Anna Vasilievna Yakimova (Russian: Анна Василиевна Якимова; 24 June [O.S. 12 June] 1856 – 12 June 1942) was a Russian revolutionary, one of the group who assassinated the Tsar Alexander II, and a long serving political prisoner.

== Early life ==
Anna Yakimova was born in a village called Tumyumuchascha, in Vyatka province, the daughter of the village priest. She was educated in the Vyatka diocesan school to the age of 16, then took a teacher training course, and in 1873, took up a post as a village teacher. Like dozens of other of her age, she was caught up in the ‘back to the people’ movement, and started spreading propaganda among the peasants. Arrested on 12 May 1875, she was a defendant in the Trial of the 193, but was acquitted. After her release, in January 1878, she joined Zemlya I Volya. When it split, she joined Narodnaya Volya, and was co-opted onto the party's executive committee.

== Terrorism ==
In spring 1880, Yakimova was sent to Odesa, where she and Grigori Isaev were delegated to construct a bomb, which was going to be detonated in a tunnel under Italyanska Street, on the route that the Tsar was expected to take as he travelled from Odessa station to the wharf where his steam boat was docked. This plan was aborted when Isaev accidentally blew three fingers off his hand. Yakimova cleaned and bandaged the injury, took him to hospital, and stayed with him during the operation in case he said anything incriminating while under anesthetic.
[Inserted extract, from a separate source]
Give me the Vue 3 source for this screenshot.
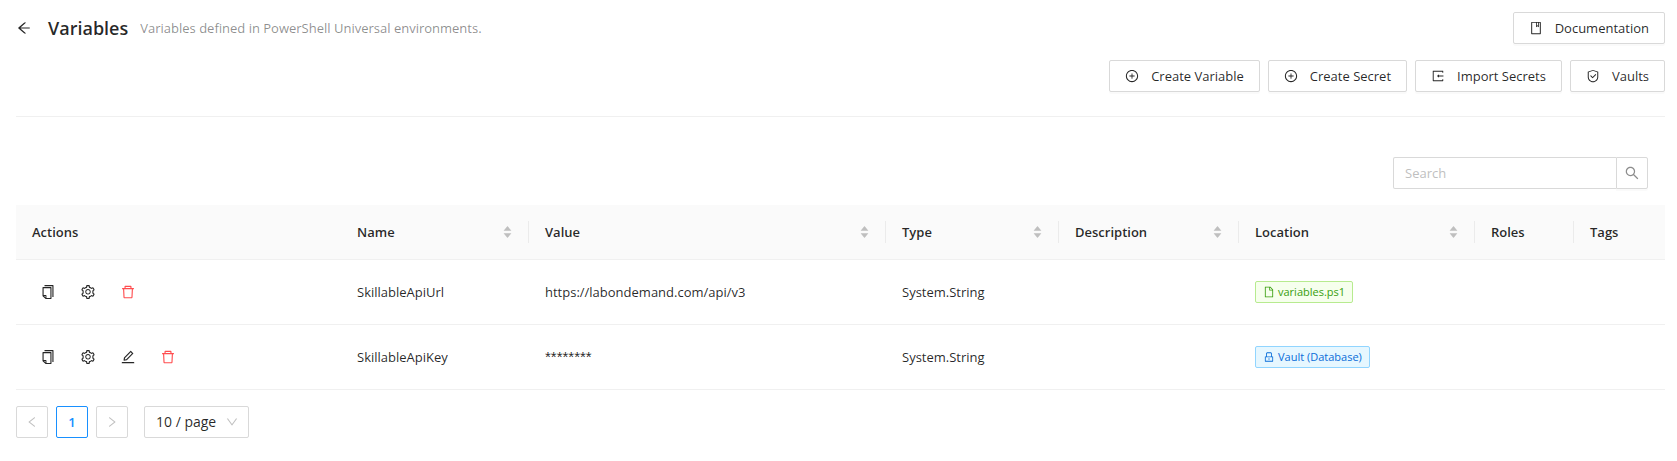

In February 1881, Narodnaya Volya used the same plan to attempt to assassinate Alexander II in St Petersburg. Yakimova and Yuri Bogdanovich, using false passports that identified them as a married couple named Kobozev, rented a shop at 56 Malaya Sadovaya, saying that they wanted to run a business selling cheese, while a team led by Andrei Zhelyabov dug a tunnel under the street, which they expected the Tsar to use. The ‘Kobozevs’ aroused suspicion because they were well educated but seemed to know very little about cheese, and were visited by police, who failed to spot the tunnel. This plan was abandoned when the Tsar took a different route, and was killed by a team of bomb throwers led by Sophia Perovskaya.

== Prison and exile ==
After the assassination, Yakimova moved to Kyiv, but was arrested there in April 1881. As a defendant at the Trial of the 20, she was sentenced to death, but after pleas for clemency, notably by Victor Hugo, her sentence was commuted to life imprisonment. While she was in solitary confinement in the Peter and Paul Fortress, the authorities learned that she was pregnant, probably by Isaev. She was moved to a separate building, her rations were improved, and she was permitted to sew baby clothes, but was denied any books. Her son was born in prison, and she had to keep constant watch to ensure he was not eaten by rats.

In 1883, Yakimova was transferred to Kara, in Siberia, but fell ill with typhus on the way, and did not arrive until May 1885. Her child was also constantly ill, and unable to care for him properly, she arranged for him to be adopted by a family who had been sent to Siberia as administrative exiles. She was held in women's prison in Kara from May 1885 to September 1890, and Ust-Kara, in 1890–92. She was released in September 1892, and permitted to settle in Kara, where she married a fellow exile, M.A.Dikovsky, by whom she had a daughter, Elizabeth, who died in infancy, and a son, Andrei, who became a scientist. She and her husband moved to Chita in 1899, to work on the construction of the Trans-Baikal railway.

In December 1904, Yakimova returned illegally to St Petersburg to join the Socialist Revolutionary Party, in time to take part in the 1905 revolution. But she was betrayed by the police spy, Yevno Azef, and arrested at a train station in August 1905, and sent back to Chita, where she spent eight months in prison. After her release, she lived in Chita for the next ten years.

== Later life ==
After the Bolshevik Revolution in 1917, Yakimova settled in Moscow where she worked at various trade unions and state cooperatives. She wrote extensively, and was a founder and senior member of the Society of Former Political Prisoners. After the German invasion, in 1941, she was evacuated to Novosibirsk, where she died. Yakimova was buried at the Zayeltsovskoye Cemetery.